Fernanda Montenegro é excelente em mostrar a vulnerabilidade que Dora vai abrindo aos poucos, bem como as maneiras que sua personalidade rígida e mau humorada vem de uma necessidade de sobrevivência e um senso de autoproteção. Conforme ela se abre emocionalmente e se permite formar uma laço afetivo com Josué vemos a personagem recobrar uma conexão com os próprios sentimentos que ela mesma achava que tinha perdido.
Claro, nada disso funcionaria se o garoto Josué não nos fizesse entender porque alguém como Dora se permitiria ajudar um completo desconhecido e Vinícius de Oliveira, que nunca tinha trabalhado como ator até então, nos convence da carência e ingenuidade do menino que tenta se mostrar mais apto do que realmente é em lidar com a situação precária em que se encontra.
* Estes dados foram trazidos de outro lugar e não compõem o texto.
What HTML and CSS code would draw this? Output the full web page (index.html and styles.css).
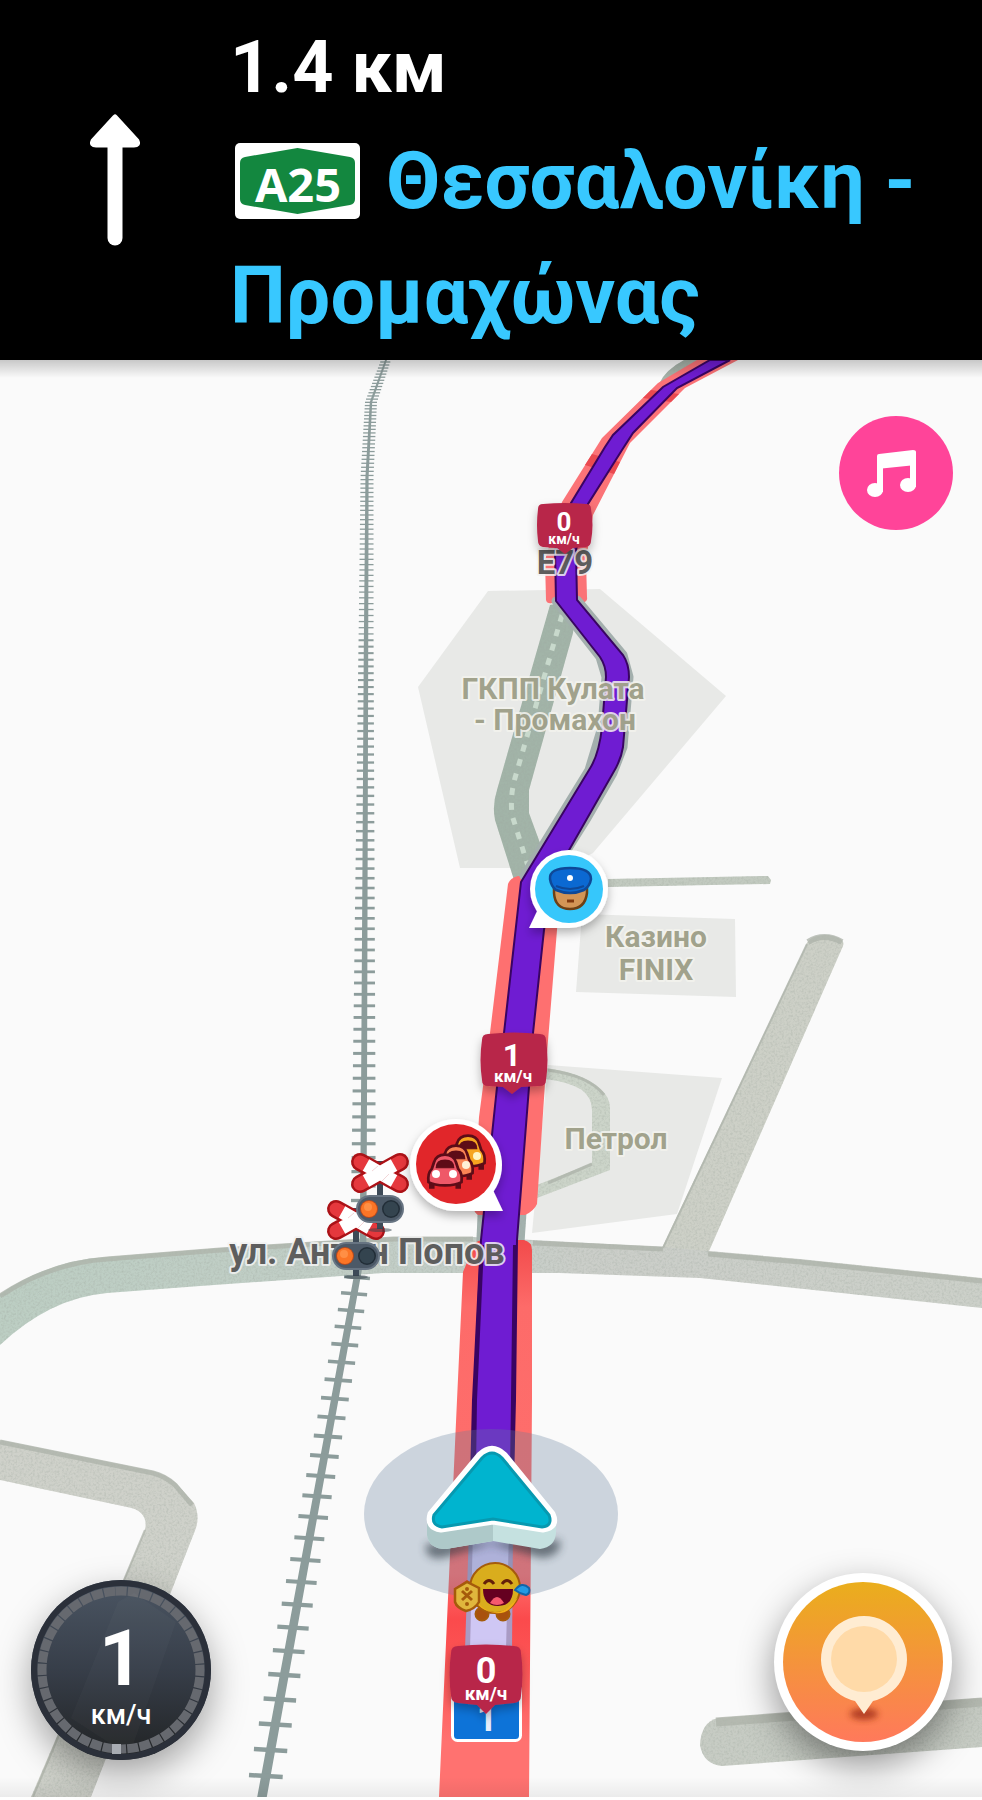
FILE: index.html
```html
<!DOCTYPE html>
<html lang="bg">
<head>
<meta charset="utf-8">
<meta name="viewport" content="width=device-width, initial-scale=1">
<title>Навигация</title>
<link rel="stylesheet" href="styles.css">
</head>
<body>
<main class="app">
  <header class="guidance">
    <svg class="turn-arrow" viewBox="0 0 52 132" aria-label="Направо">
      <path d="M26 30V124" stroke="#fff" stroke-width="15" stroke-linecap="round"/>
      <path d="M26 3 4 27Q2 31 7 31H45Q50 31 48 27Z" fill="#fff" stroke="#fff" stroke-width="5" stroke-linejoin="round"/>
    </svg>
    <div class="instruction">
      <p class="distance">1.4 км</p>
      <h1 class="street"><svg class="shield" viewBox="0 0 125 76">
        <rect width="125" height="76" rx="5" fill="#fff"/>
        <path d="M62.500 5 115 14Q120 15 120 20V56Q120 61 115 62L62.500 71 10 62Q5 61 5 56V20Q5 15 10 14Z" fill="#13873f"/>
        <text class="shield-text" x="63" y="59">A25</text>
      </svg>Θεσσαλονίκη - Προμαχώνας</h1>
    </div>
  </header>

  <section class="map">
    <svg class="map-canvas" viewBox="0 360 982 1440">
      <defs>
        <linearGradient id="topShade" x1="0" y1="0" x2="0" y2="1"><stop offset="0" stop-color="#000" stop-opacity=".2"/><stop offset="1" stop-color="#000" stop-opacity="0"/></linearGradient>
        <linearGradient id="bottomShade" x1="0" y1="0" x2="0" y2="1"><stop offset="0" stop-color="#000" stop-opacity="0"/><stop offset="1" stop-color="#000" stop-opacity=".06"/></linearGradient>
        <linearGradient id="crossFill" gradientUnits="userSpaceOnUse" x1="0" y1="0" x2="982" y2="0"><stop offset="0" stop-color="#bccec3"/><stop offset=".45" stop-color="#c3cec7"/><stop offset=".6" stop-color="#cbcec9"/><stop offset="1" stop-color="#ccd0c9"/></linearGradient>
        <linearGradient id="redLower" gradientUnits="userSpaceOnUse" x1="0" y1="1240" x2="0" y2="1797"><stop offset="0" stop-color="#f24a4b"/><stop offset=".12" stop-color="#fd6b69"/><stop offset=".6" stop-color="#ff6f6d"/><stop offset=".68" stop-color="#fb4a4c"/><stop offset=".8" stop-color="#fd5a5a"/><stop offset=".9" stop-color="#ff7270"/></linearGradient>
        <filter id="grain" x="0" y="0" width="100%" height="100%">
          <feTurbulence type="fractalNoise" baseFrequency=".45" numOctaves="2" seed="4"/>
          <feColorMatrix values="0 0 0 0 .35  0 0 0 0 .4  0 0 0 0 .35  .9 0 0 0 -.37"/>
          <feComposite in2="SourceGraphic" operator="in" result="n"/>
          <feMerge><feMergeNode in="SourceGraphic"/><feMergeNode in="n"/></feMerge>
        </filter>
        <filter id="drop" x="-30%" y="-30%" width="160%" height="170%"><feDropShadow dx="0" dy="5" stdDeviation="5" flood-opacity=".28"/></filter>
        <filter id="soft" x="-30%" y="-60%" width="160%" height="220%"><feGaussianBlur stdDeviation="4"/></filter>
        <g id="crossing">
          <path d="M0 -12V56" stroke="#3d4a57" stroke-width="6"/>
          <ellipse cx="0" cy="57" rx="12" ry="2" fill="#33404a" opacity=".5"/>
          <g stroke-linecap="round">
            <path d="M-20 -11 20 11M-20 11 20 -11" stroke="#ab1217" stroke-width="18"/>
            <path d="M-20 -11 20 11M-20 11 20 -11" stroke="#e5383d" stroke-width="13"/>
          </g>
          <path d="M-14 -8 14 8M-14 8 14 -8" stroke="#fff" stroke-width="13"/>
          <path d="M-8 -2 -2 -7M2 8 9 1" stroke="#f2d6d8" stroke-width="1" fill="none"/>
          <rect x="-24" y="22" width="48" height="28" rx="14" fill="#677482"/>
          <rect x="-22" y="24" width="44" height="24" rx="12" fill="#4c5967"/>
          <circle cx="-11" cy="36" r="9" fill="#b8481c"/><circle cx="-11" cy="36" r="8" fill="#fb7526"/><circle cx="-12" cy="34" r="4" fill="#ff8f45"/>
          <circle cx="11" cy="36" r="9" fill="#222e38"/><circle cx="11" cy="36" r="7.500" fill="#34444f"/>
        </g>
        <g id="car" stroke="#5d0c17" stroke-width="2.500">
          <path d="M-12 10V17M12 10V17" stroke-width="5"/>
          <path d="M-10 -7Q-8 -14 0 -14T10 -7L12 -1Q16 3 15 11Q10 14 0 14T-15 11Q-16 3 -12 -1Z"/>
          <path d="M-8 -2Q-8 -9 0 -9T8 -2Z" fill="#5d0c17" stroke-width="1"/>
        </g>
      </defs>

      <!-- areas -->
      <g fill="#e8e9e7">
        <path d="M488 591 600 589 726 696 593 853 565 868H460L418 687Z"/>
        <path d="M582 914 735 919 736 997 576 992Z"/>
        <path d="M548 1065 722 1078 677 1214 532 1233Z"/>
      </g>

      <!-- roads -->
      <g filter="url(#grain)">
        <path d="M608 879 768 876 771 880 770 884 608 887Z" fill="#c2cac0"/>
        <path d="M545 1068Q580 1072 598 1087Q610 1096 610 1108V1170L537 1198V1185L592 1163V1110Q592 1098 582 1090Q570 1082 545 1079Z" fill="#ccd4c9"/>
        <path d="M806 945Q810 934 828 935Q846 938 843 946L706 1258 660 1252Z" fill="#cdd0c7"/>
        <path d="M0 1294Q50 1260 107 1257L220 1248 393 1237H473L533 1240 663 1247 800 1259 982 1278V1308L700 1278 560 1273H383L200 1286 107 1293Q50 1298 0 1345Z" fill="url(#crossFill)"/>
        <path d="M0 1440 153 1471Q165 1474 176 1483L194 1503Q200 1515 196 1528L91 1797H31L145 1530Q149 1511 127 1507L0 1480Z" fill="#cfd1ca"/>
        <path d="M718 1718 982 1698V1747L722 1766Q703 1764 700 1745Q701 1722 718 1718Z" fill="#c7ccc4"/>
        <path d="M550 605 497 790Q492 805 495 820L514 880 555 860 540 843 529 813V790L573 633 577 600Z" fill="#a2b4a8"/>
        <path d="M700 360H684Q665 370 659 384L668 388 720 360Z" fill="#a7b4aa"/>
        <path d="M478 1205H527L524 1250H476Z" fill="#a3b1ae"/>
      </g>
      <g fill="none" stroke="#adb3aa" stroke-width="5" opacity=".75">
        <path d="M0 1296Q50 1263 107 1259L220 1250 393 1239H473"/>
        <path d="M533 1243 663 1249"/><path d="M708 1254 800 1262 982 1281"/>
        <path d="M0 1442 153 1473Q165 1476 175 1485L192 1505"/>
        <path d="M716 1722 982 1702" stroke-width="9"/>
        <path d="M808 942Q824 932 842 942" stroke-width="6"/>
        <path d="M807 944 663 1248" stroke-width="2"/>
        <path d="M33 1797 145 1530" stroke-width="2"/>
        <path d="M548 1070Q590 1076 604 1095" stroke-width="3"/>
        <path d="M548 1183 592 1164" stroke-width="3"/>
      </g>
      <path d="M562 615 515 778Q510 795 512 815L528 866" fill="none" stroke="#c8d9cc" stroke-width="5" stroke-dasharray="7 8"/>

      <!-- railway, drawn by map.js -->
      <g class="railway" id="railway"></g>

      <!-- traffic -->
      <path d="M697 360 658 383 602 438 562 502 545 560 546 600Q547 604 552 603H582Q588 602 587 597L586 560 593 515 630 443 685 388 738 360Z" fill="#fb7377"/>
      <path d="M651 390 679 394 671 402 643 398ZM592 454 620 462 614 474 585 465Z" fill="#ea4a50"/>
      <path d="M508 884Q510 878 518 876L560 880 557 930 547 1053 537 1204Q534 1211 525 1215H478Q473 1212 474 1205L479 1117 490 1033Z" fill="#fe7070"/>
      <path d="M473 1248Q474 1241 482 1240H524Q532 1242 532 1250V1400L529 1797H439L457 1400 463 1272Z" fill="url(#redLower)"/>
      <!-- route -->
      <path d="M556 601 600 657 606 677 602 727 589 770 524 876 548 880 587 818 613 773 623 747 629 677 623 655 577 600Z" fill="#9aa9a8" stroke="#a3afad" stroke-width="9" stroke-linejoin="round"/>
      <path d="M710 360 663 387 613 435 605 447 571 503 555 550 556 601 600 657Q606 666 606 677L602 727Q599 755 589 770L521 882 504 1033 497 1087 481 1240 473 1400 471 1480H513L515 1400 517 1240 529 1087 533 1033 544 930 552 880 613 773Q621 760 623 747L629 677Q629 664 623 655L577 600 576 550 588 504 622 450 633 433 677 388 730 360Z" fill="#6f1cd2" stroke="#390462" stroke-width="2"/>
      <path d="M482 1245 475 1400 474 1470M515 1245 513 1400 512 1470" fill="none" stroke="#390462" stroke-width="4"/>
      <path d="M469 1530H513L512 1650H465Z" fill="#a99bc4"/>
      <path d="M473 1530H509L506 1650H470Z" fill="#cfc7f4"/>

      <!-- position -->
      <ellipse cx="491" cy="1514" rx="127" ry="85" fill="#647d9b" fill-opacity=".3"/>
      <path d="M426 1544Q424 1560 442 1558L491 1544 542 1558Q562 1556 560 1540Z" fill="#26303a" opacity=".6" filter="url(#soft)"/>
      <path d="M427 1520V1535Q429 1549 446 1549L493 1541 540 1549Q555 1547 556 1533V1520Z" fill="#c5e1e0"/>
      <path d="M427 1520V1535Q429 1549 446 1549L493 1541V1518Z" fill="#aec9c9"/>
      <path d="M480 1455Q492 1444 504 1455L552 1514Q558 1527 543 1529L493 1521 441 1529Q427 1527 431 1514Z" fill="#fff" stroke="#fff" stroke-width="7" stroke-linejoin="round"/>
      <path d="M482 1458Q492 1448 502 1458L549 1515Q553 1526 542 1527L493 1519 442 1527Q431 1525 434 1515Z" fill="#00b4cf" stroke="#0799b0" stroke-width="3"/>

      <!-- waze mood -->
      <g stroke="#a55b0b" stroke-width="2">
        <path d="M455 1588 467 1580 480 1588 479 1605 466 1611 455 1605Z" fill="#d23b39" stroke="none"/>
        <circle cx="482" cy="1614" r="6.500" fill="#a9510d"/><circle cx="503" cy="1614" r="6.500" fill="#a9510d"/>
        <circle cx="495" cy="1588" r="25" fill="#d9ad1d"/>
        <path d="M472 1596Q495 1628 518 1597Q510 1615 495 1613T472 1596Z" fill="#f3b018" stroke="none"/>
        <path d="M483 1589H513Q513 1606 498 1606T483 1589Z" fill="#650020" stroke="none"/>
        <path d="M490 1603Q497 1591 504 1603Q497 1607 490 1603Z" fill="#f5596d" stroke="none"/>
        <path d="M484 1584Q489 1577 494 1584M502 1584Q507 1577 512 1584" fill="none" stroke="#642009" stroke-width="3"/>
        <path d="M515 1590Q522 1581 529 1588Q531 1593 526 1595Q520 1594 515 1590Z" fill="#239ae5" stroke="#1264a8"/>
        <path d="M455 1589 467 1582 479 1588V1602Q475 1609 466 1611Q457 1608 455 1602Z" fill="#e0b63d" stroke-width="2.500"/>
        <path d="M462 1591 472 1600M472 1591 462 1600" stroke-width="3"/><circle cx="467" cy="1589" r="1"/><circle cx="467" cy="1604" r="1"/>
      </g>

      <!-- junction plate -->
      <rect x="452.500" y="1680" width="68" height="60.500" rx="5" fill="#0d73d8" stroke="#fff" stroke-width="3"/>
      <text class="plate-text" x="487" y="1731">1</text>

      <!-- labels -->
      <g class="place">
        <text x="553" y="699">ГКПП Кулата</text>
        <text x="555" y="730">- Промахон</text>
        <text x="656" y="947">Казино</text>
        <text x="656" y="980">FINIX</text>
        <text x="616" y="1149">Петрол</text>
      </g>
      <g class="road-name">
        <text class="short" x="565" y="574">E79</text>
        <text x="367" y="1264">ул. Антон Попов</text>
      </g>

      <use href="#crossing" x="356" y="1220"/>
      <use href="#crossing" x="380" y="1173"/>

      <!-- speed bubbles -->
      <g filter="url(#drop)">
        <path d="M543 504Q565 502 586 504Q591 504 591 509Q594 525 591 541Q591 546 586 547L573 548 565 554 557 548 543 547Q538 546 538 541Q536 525 538 509Q538 504 543 504Z" fill="#b82748"/>
        <path d="M488 1034Q514 1031 540 1034Q546 1034 546 1040Q549 1060 546 1080Q546 1086 540 1086L521 1087 512 1094 503 1087 488 1086Q482 1086 482 1080Q479 1060 482 1040Q482 1034 488 1034Z" fill="#b82748"/>
        <path d="M458 1646Q486 1643 514 1646Q521 1646 521 1653Q524 1674 521 1696Q521 1702 514 1703L495 1705 486 1714 477 1705 458 1703Q451 1702 451 1696Q448 1674 451 1653Q451 1646 458 1646Z" fill="#b82748"/>
      </g>
      <g class="bubble-text">
        <text x="564" y="531" font-size="26">0</text><text x="564" y="544" font-size="14">км/ч</text>
        <text x="512" y="1066" font-size="32">1</text><text x="513" y="1082" font-size="17">км/ч</text>
        <text x="486" y="1683" font-size="36">0</text><text x="486" y="1700" font-size="19">км/ч</text>
      </g>

      <!-- police report -->
      <g>
        <g fill="#fff" filter="url(#drop)"><circle cx="569" cy="889" r="39"/><path d="M529 928 540 905 570 900V928Z"/></g>
        <circle cx="569" cy="889" r="34" fill="#36c7fb"/>
        <path d="M554 885H587V893Q585 909 570 909T554 893Z" fill="#d39556" stroke="#6d4015" stroke-width="2.500"/>
        <path d="M567 901H574" stroke="#81380e" stroke-width="3"/>
        <path d="M550 879Q549 868 570 868T591 879Q590 886 584 890Q570 896 556 890Q551 886 550 879Z" fill="#0b69d2" stroke="#0e4897" stroke-width="2.500"/>
        <path d="M556 886Q570 892 584 886" fill="none" stroke="#0e4897" stroke-width="2"/>
        <circle cx="570" cy="878" r="3" fill="#fff"/>
      </g>
      <!-- traffic report -->
      <g>
        <g fill="#fff" filter="url(#drop)"><circle cx="456" cy="1165" r="46"/><path d="M503 1211 492 1188 456 1180V1211Z"/></g>
        <circle cx="456" cy="1164" r="40" fill="#e1262a"/>
        <use href="#car" transform="translate(468 1151) scale(1.1)" fill="#f6a51f"/><circle cx="477" cy="1156" r="4" fill="#fff5c4"/>
        <use href="#car" transform="translate(456 1161) scale(1.1)" fill="#f98455"/><circle cx="466" cy="1165" r="4" fill="#fff0d8"/>
        <use href="#car" transform="translate(445 1170) scale(1.1)" fill="#ef5868"/>
        <circle cx="436" cy="1174" r="4" fill="#fff"/><circle cx="453" cy="1174" r="4" fill="#fff"/>
      </g>

      <rect x="0" y="360" width="982" height="18" fill="url(#topShade)"/>
      <rect x="0" y="1777" width="982" height="20" fill="url(#bottomShade)"/>
      <rect x="0" y="1797" width="982" height="3" fill="#fff"/>
    </svg>

    <button class="fab music" type="button" aria-label="Музика">
      <svg viewBox="0 0 114 114">
        <path d="M41 76V43L74 39.500V71" fill="none" stroke="#fff" stroke-width="6"/>
        <path d="M38 40Q38 38 40 38L74 34Q77 34 77 36V49L38 53Z" fill="#fff"/>
        <ellipse cx="36" cy="74" rx="8" ry="7" fill="#fff"/><ellipse cx="69" cy="69" rx="8" ry="7" fill="#fff"/>
      </svg>
    </button>

    <div class="speedometer">
      <svg class="dial" viewBox="0 0 180 180">
        <circle cx="90" cy="90" r="79" fill="none" stroke="#66696f" stroke-width="9" stroke-dasharray="11.210 1.200" transform="rotate(-94 90 90)"/>
        <path d="M87 22 103 13 145 42 102 165 80 164 40 138Z" fill="#fff" opacity=".025"/>
        <rect x="81" y="164" width="9" height="10" fill="#a9adb3"/>
      </svg>
      <span class="speed">1</span>
      <span class="unit">км/ч</span>
    </div>

    <button class="fab report" type="button" aria-label="Докладване">
      <svg viewBox="0 0 178 178">
        <defs><linearGradient id="warm" x1="0" y1="0" x2="0" y2="1"><stop offset="0" stop-color="#eaae1c"/><stop offset="1" stop-color="#ff795b"/></linearGradient>
        <filter id="tipBlur" x="-50%" y="-50%" width="200%" height="200%"><feGaussianBlur stdDeviation="3"/></filter></defs>
        <circle cx="89" cy="89" r="80" fill="url(#warm)"/>
        <ellipse cx="90" cy="141" rx="14" ry="6" fill="#9c2a12" opacity=".75" filter="url(#tipBlur)"/>
        <path d="M90 141 81 128A43 43 0 1 1 99 128Z" fill="#ffecd2"/>
        <circle cx="90" cy="86" r="33" fill="#ffdaa8"/>
      </svg>
    </button>
  </section>
</main>
<script src="map.js"></script>
</body>
</html>
```

FILE: styles.css
```css
* {
  box-sizing: border-box;
}

body {
  margin: 0;
  background: #fff;
  font-family: Roboto, "Noto Sans", sans-serif;
}

.guidance {
  display: grid;
  grid-template-columns: 230px 1fr;
  align-items: center;
  background: #000;
}

.turn-arrow {
  width: 52px;
  justify-self: center;
}

.instruction {
  display: flex;
  flex-direction: column;
  gap: 14px;
  padding: 26px 0 6px;
}

.distance {
  margin: 0;
  color: #fff;
  font-size: 72px;
  font-weight: 700;
  line-height: 84px;
}

.street {
  margin: 0;
  color: #38c8ff;
  font-size: 79px;
  font-weight: 700;
  line-height: 115px;
}

.shield {
  width: 125px;
  height: 76px;
  margin: 0 26px 0 5px;
  vertical-align: -11px;
}

.shield-text {
  fill: #fff;
  font: 700 47px "Open Sans", "Noto Sans", sans-serif;
  text-anchor: middle;
}

.map {
  position: relative;
  overflow: hidden;
  background: #fafafa;
}

.map-canvas {
  display: block;
  width: 100%;
}

.map-canvas text {
  text-anchor: middle;
  font-weight: 700;
}

.railway {
  fill: #8c9c9b;
  stroke: #8c9c9b;
}

.place {
  fill: #9c9d86;
  stroke: #f3f3ee;
  stroke-width: 4px;
  stroke-linejoin: round;
  paint-order: stroke;
  font-size: 30px;
}

.road-name {
  fill: #555;
  stroke: #f2f2f2;
  stroke-width: 4px;
  stroke-linejoin: round;
  paint-order: stroke;
  font-size: 36px;
}

.road-name .short {
  font-size: 33px;
}

.road-name text,
.place text {
  fill-opacity: 0.95;
  stroke-opacity: 0.85;
}

.bubble-text {
  fill: #fff;
}

.plate-text {
  fill: #e6eefb;
  font-size: 36px;
}

.fab {
  position: absolute;
  padding: 0;
  border: 0;
  border-radius: 50%;
  cursor: pointer;
}

.fab svg {
  display: block;
  width: 100%;
}

.music {
  top: 56px;
  right: 29px;
  width: 114px;
  background: #ff4499;
}

.report {
  right: 30px;
  bottom: 49px;
  width: 178px;
  background: #fff;
  box-shadow: 0 14px 36px rgba(0, 0, 0, 0.42);
}

.speedometer {
  position: absolute;
  left: 31px;
  bottom: 40px;
  display: flex;
  flex-direction: column;
  align-items: center;
  width: 180px;
  height: 180px;
  padding-top: 37px;
  border-radius: 50%;
  background: linear-gradient(#47515e 10%, #373e49 50%, #25282b 90%);
  box-shadow: inset 0 0 0 6px #2b303a, 0 14px 36px rgba(0, 0, 0, 0.36);
  color: #fff;
}

.dial {
  position: absolute;
  inset: 0;
}

.speed {
  font-size: 77px;
  font-weight: 700;
  line-height: 84px;
}

.unit {
  font-size: 27px;
  font-weight: 500;
  line-height: 28px;
}
```

FILE: map.js
```js
// Draws the railway: a tapering rail with sleepers that spread out towards the viewer.
const NS = "http://www.w3.org/2000/svg";
const layer = document.getElementById("railway");

const track = [[360, 386], [402, 371], [477, 367], [650, 366], [1100, 364], [1245, 363], [1797, 262]];
const spacing = [[360, 3], [400, 3.2], [540, 5], [640, 6.4], [1100, 13], [1290, 16.5], [1797, 27]];
const reach = [[360, 5], [400, 6], [640, 7.5], [1100, 11.5], [1290, 13], [1797, 17]];
const rail = [[360, 1], [480, 1.6], [640, 2.2], [1100, 3], [1290, 3.5], [1797, 4.8]];

function at(table, y) {
  for (let i = 1; i < table.length; i++) {
    const [y0, v0] = table[i - 1];
    const [y1, v1] = table[i];
    if (y <= y1) return v0 + (v1 - v0) * (y - y0) / (y1 - y0);
  }
  return table[table.length - 1][1];
}

function add(name, attributes) {
  const node = document.createElementNS(NS, name);
  for (const key in attributes) node.setAttribute(key, attributes[key]);
  layer.appendChild(node);
}

const left = track.map(([y, x]) => `${x - at(rail, y)},${y}`);
const right = track.map(([y, x]) => `${x + at(rail, y)},${y}`).reverse();
add("polygon", { points: left.concat(right).join(" "), stroke: "none" });

for (let y = 362; y < 1797; y += at(spacing, y)) {
  const x = at(track, y);
  const r = at(reach, y);
  const tilt = y > 1260 ? 1 : 0;
  add("line", { x1: x - r, y1: y - tilt, x2: x + r, y2: y + tilt, "stroke-width": y < 640 ? 1.3 : r / 3.7 });
}
```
Em várias entrevistas anos depois do filme o diretor Walter Salles menciona como temia que Vinícius tivesse o mesmo destino de Fernando Ramos, também um não-ator usado como protagonista de Pixote: A Lei do Mais Fraco (1980), que depois do sucesso do filme voltou para as ruas e acabou morto pela polícia. Salles se tornou uma espécie de mentor para Vinícius, ajudando em sua carreira e estudos, com Vinícius mantendo a carreira artística até hoje, tendo atuado em filmes como Boi Neon (2015) ou em séries como Magnífica 70, da HBO, ou Segunda Chamada, da Globo.
O filme não é apenas sobre a relação entre Dora e Josué. É também sobre o Brasil. Um Brasil vasto, maior do que imaginamos e sobre o qual conhecemos muito pouco. Um Brasil cujos interiores parecem desconectados dos grandes centros urbanos e parecem operar em uma lógica própria, com uma população mais precarizada e mais humilde, mas não menos disposta a buscar uma vida melhor. Um Brasil no qual é fácil se perder, como ilustra as várias tentativas de localizar o pai de Josué, mas também no qual é possível se encontrar, como acontece na jornada emocional de Dora.
Considerando que o filme é lançado dez anos depois da redemocratização, a viagem aqui retratada é quase como uma tentativa de reapresentar o Brasil para os brasileiros, de nos lembrarmos de um Brasil que foi invisibilizado e esquecido pelo tempo com o qual precisamos nos reencontrar enquanto nação, enquanto povo e enquanto indivíduos. Um exemplo é o uso de não atores para as cenas dos clientes de Dora, trazendo pessoas reais narrando suas experiências, sentimentos e anseios, deslocando o nosso olhar para indivíduos que não costumam ser o foco de discursos midiáticos. A viagem de Dora e Josué serve para nos lembrar de como o Brasil, apesar de suas dificuldades, desigualdades e até da crueldade que presenciamos no cotidiano das grandes cidades, é um lugar que merece ser visto, merece ser conhecido. Que a despeito de tudo nossa população continua tentando melhorar de vida, continua a buscar seus sonhos e o melhor que podemos fazer é tentar superar as distâncias (literais e afetivas) que nos separam.
A cena final, com Dora deixando
Josué com os irmãos (em uma participação pequena, mas calorosa de Matheus
Nachtergaele e Caio Junqueira) e escrevendo uma carta para o garoto amarra bem
essas duas jornadas, a de uma pessoa que se reconecta com emoções que não sabia
que ainda tinha e a de um país que volta a olhar para si e pensar em seu projeto
de nação. Se você não se emocionar ao ouvir Fernanda Montenegro dizer “tenho
saudade do meu pai, tenho saudade de tudo” enquanto Dora e Josué contemplam
suas respectivas fotos, então você está morto por dentro.